Pursuant to the terms of the Collateral Agreement, the Offeror will agree not to acquire the Yalian shares of the Supporting Shareholders through the Offer and any subsequent second stage compulsory acquisition transaction, and will provide, to the extent of the Offeror's ability, the Supporting Shareholders with the right to participate in any future equity financings following the completion of the Offer and any subsequent second stage compulsory acquisition transaction, such that each Supporting Shareholder will be able to maintain their percentage equity interest in Yalian.
Pursuant to the terms of the Support Agreement, the existing options granted by Yalian pursuant to its existing stock option plan are subject to exercise prices in excess of the Offer and, accordingly, the Offeror and Yalian intend that Yalian either terminate, accept the surrender of, cancel or allow the expiry of any outstanding options prior to the date that the Offeror first takes up Yalian shares pursuant to the Offer.
The Offer, when made, will constitute an "insider bid" within the meaning of Multilateral Instrument 61-101 - Protection of Minority Shareholders in Special Transactions of the Canadian Securities Administrators ("MI61-101") and the parties have agreed to comply in all respects with MI6-101 in connection with the Offer. In this regard, a Special Committee of the board of directors of Yalian, consisting of Mr. Jack Austin, Ms. Joanne Yan and Mr. Mao Sun, has received a valuation and fairness opinion, prepared in compliance with the applicable provisions of MI61-101, from investment banking firm, Evans & Evans, Inc. of Vancouver, to the effect that, although the offering price is below their initial valuation of Yalian, they consider the Offer fair, from a financial point of view, to the minority shareholders of Yalian, particularly in view of events subsequent to the date of the valuation.
In their valuation of Yalian, Evans & Evans ascribed a value range of $40.7 to $42.2 million ($0.42 to $0.43 per share) to Yalian and its business, on a going concern basis, as at November 30, 2012. However, since the date of the valuation, Evans & Evans have indicated in their fairness opinion that:
- Yalian has received no new orders and, accordingly, the risk of reaching their September 30, 2013 revenue and earnings targets has increased. Further, given the significant fixed costs Yalian faces, the lack of orders increases the potential loss in the current fiscal year, which negatively impacts Yalian's value.
- Yalian's average trading price declined by approximately 20% and the 30-day volume weighted closing price declined by 29% and as Evans & Evans did factor Yalian's trading price in their valuation, the decline in trading price also negatively impacts Yalian's value.
- Yalian's trading volumes have continued to decline. By December 28, 2012, the number of Yalian shares traded in the previous 180 trading days had declined to 433,100 (equal to approximately 0.4% of the Yalian shares outstanding). This contraction in liquidity also negatively impacts Yalian's value.

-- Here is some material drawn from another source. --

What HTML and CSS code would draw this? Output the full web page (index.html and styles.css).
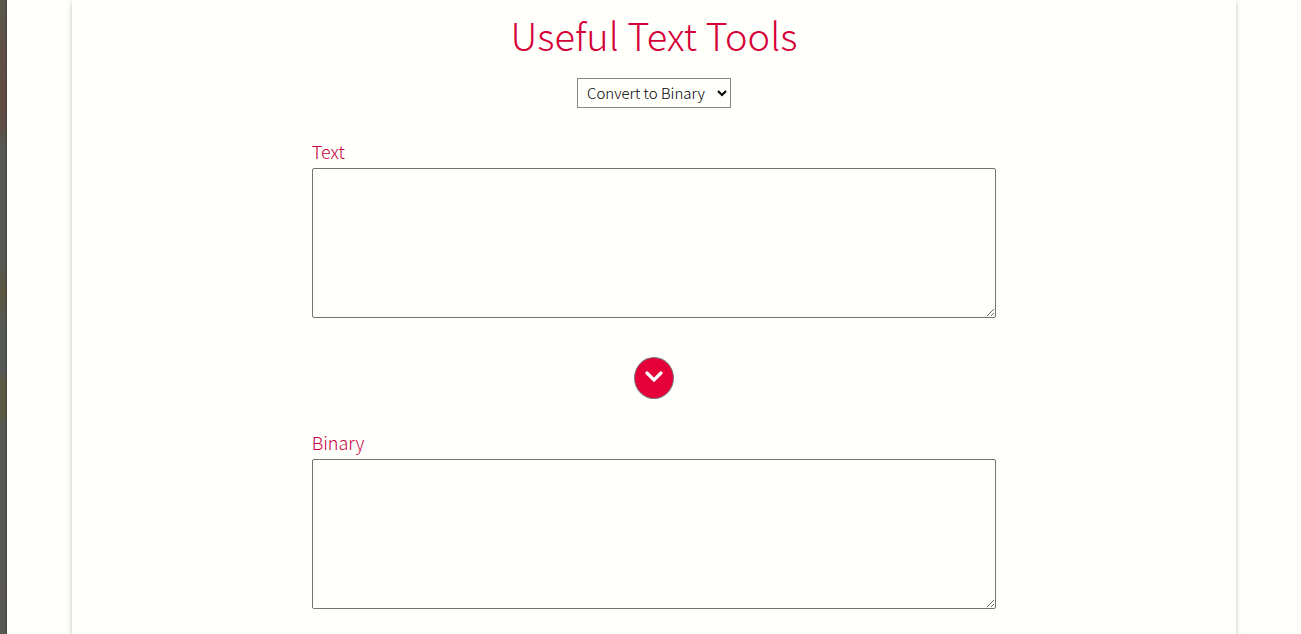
FILE: index.html
```html
<!DOCTYPE html>
<html lang="en">
<head>
<meta charset="utf-8">
<title>Useful Text Tools</title>
<link rel="stylesheet" href="styles.css">
</head>
<body>
<div class="page">
  <main class="panel">
    <h1 class="title">Useful Text Tools</h1>
    <select class="tool-select" aria-label="Tool">
      <option>Convert to Binary</option>
    </select>
    <form class="converter">
      <div class="field">
        <label class="label" for="text">Text</label>
        <textarea class="box" id="text"></textarea>
      </div>
      <button class="convert" type="button" aria-label="Convert">
        <svg class="chevron" viewBox="0 0 18 12" aria-hidden="true"><path d="M2 2l7 7 7-7" fill="none" stroke="currentColor" stroke-width="3.2" stroke-linecap="round" stroke-linejoin="miter"/></svg>
      </button>
      <div class="field">
        <label class="label" for="binary">Binary</label>
        <textarea class="box" id="binary"></textarea>
      </div>
    </form>
  </main>
</div>
</body>
</html>
```
FILE: styles.css
```css
* {
  box-sizing: border-box;
}

body {
  display: flex;
  min-height: 100vh;
  margin: 0;
  padding-left: 7px;
  background: linear-gradient(#59594b 0, #5f5148 40px, #624b41 100px, #5f4e44 125px, #565953 145px, #565953 260px, #5b5540 290px, #565a56 330px, #565a56 370px, #5c5a43 385px, #5c5a43 415px, #565853 425px, #565853 580px, #5b5550 590px, #565853 610px);
  font-family: "Noto Sans CJK SC", "Open Sans", sans-serif;
  font-weight: 300;
}

.page {
  display: flex;
  flex: 1;
  padding: 0 5%;
  background: #fffffc;
  box-shadow: 0 0 2px #222;
  overflow: hidden;
}

.panel {
  display: flex;
  flex: 1;
  flex-direction: column;
  align-items: center;
  padding: 5px 240px 24px;
  box-shadow: 0 2px 5px rgba(0, 0, 0, 0.25);
}

.title {
  margin: 0 0 13px;
  color: #d50037;
  font-size: 38px;
  font-weight: 300;
  line-height: 60px;
}

.tool-select {
  width: 154px;
  height: 30px;
  padding: 0 0 2px 5px;
  border: 1px solid #858583;
  border-radius: 0;
  background: #fffffc;
  color: #000;
  font: 300 15px "Noto Sans CJK SC", "Open Sans", sans-serif;
}

.converter {
  display: flex;
  flex-direction: column;
  align-items: center;
  align-self: stretch;
  margin-top: 29px;
}

.field {
  display: flex;
  flex-direction: column;
  align-self: stretch;
}

.label {
  padding-bottom: 3px;
  color: #c6003e;
  font-size: 18px;
  line-height: 28px;
}

.box {
  height: 150px;
  border: 1px solid #73736f;
  border-radius: 2px;
  background: #fffffc;
  font: inherit;
}

.convert {
  display: flex;
  align-items: center;
  justify-content: center;
  width: 40px;
  height: 42px;
  margin: 39px 0 29px;
  padding: 0 0 2px;
  border: 1px solid #777;
  border-radius: 50%;
  background: #e60039;
  color: #fff;
}

.chevron {
  width: 18px;
  height: 12px;
}
```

- On December 28, 2012 the Company repaid an outstanding loan of approximately $4.0 million (RMB25 million) at maturity. Management of Yalian is currently in negotiations to renew the loan, but has not yet received bank approval. Given Yalian's working capital position, if it is not successful in securing the replacement loan, Yalian's financial stability will be impacted.
Furthermore, Evans & Evans indicated that there are also qualitative factors that should be noted in their fairness opinion, including:
- The fair market value of Yalian shares as determined in their valuation of $0.42 to $0.43 per share is very close to the cash to be received in exchange for the Yalian shares at the offer price.
- The trading price of the Yalian shares and the financial results of Yalian have continued to decline since the date of the valuation and, accordingly, the overall value of Yalian would have declined in that same period.
- The lack of liquidity and low volume of trading in Yalian shares over the past several months brings with it a risk to Yalian shareholders in realizing the value per share on the open market.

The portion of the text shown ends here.